SALT LAKE CITY — A woman who allegedly faked having cancer for three years so she could have access to prescribed pain medication is being investigated, according to court documents.

As of Tuesday, the 45-year-old woman had not been arrested or charged. But according to a newly unsealed search warrant affidavit served in June by the Utah Insurance Fraud Division, the woman was admitted to the Huntsman Cancer Institute's intensive care unit in May "for sepsis and cancer related pain. (The woman) reported a history of endometrial cancer and an immune deficiency," according to the warrant.

But when a physician's assistant started asking the woman about her medical history, her version "was not consistent with procedural treatment of endometrial cancer or immune deficiency," the warrant states.

As doctors continued to investigate her alleged medical history, they talked to other doctors she had allegedly seen.
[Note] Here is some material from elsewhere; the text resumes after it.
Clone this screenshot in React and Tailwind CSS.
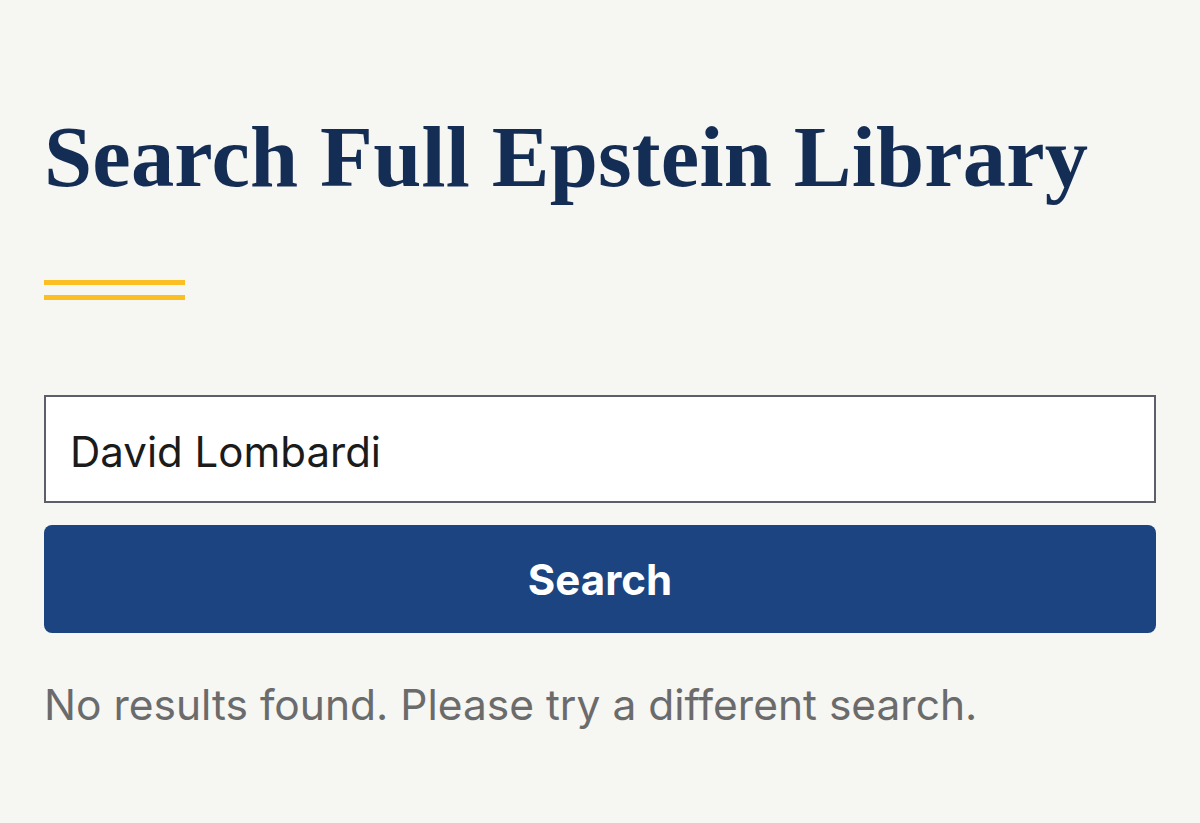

But those doctors told investigators they never had a patient by that name, according to the warrant.

When investigators talked to the woman's primary care physician, he "stated that he did not have any actual medical records that confirmed (she) had cancer, but had been prescribing her pain medication" because of the information the woman had been giving him.

The lead investigator finally confronted the woman, who could not verify she actually had cancer.

The woman "admitted that she did not have cancer and was not being treated. (She) said that she was giving herself saline injections to make her family think that she was being treated for cancer," the warrant states. "Since October 2016, she has repeatedly told family and medical providers that she is being treated for cancer in order to obtain controlled substance pain medication. In the process of obtaining these medications, her medical insurance has been billed and paid for medical appointments and prescriptions."

In 2017, the woman took a plea in abeyance to misdemeanor forgery and identity fraud charges, according to court records.

"Between April 2016 and July 2016, defendant forged the signature of a physician for at least three prescriptions for narcotics. Each of these prescriptions was done in the name of different family members, using their name and personal identifying information in order to fill the prescription," charging documents state.

But the woman violated the terms of her probation, and in March the plea in abeyance agreement was dropped and guilty convictions were entered, and she was placed on two years' probation, court records state.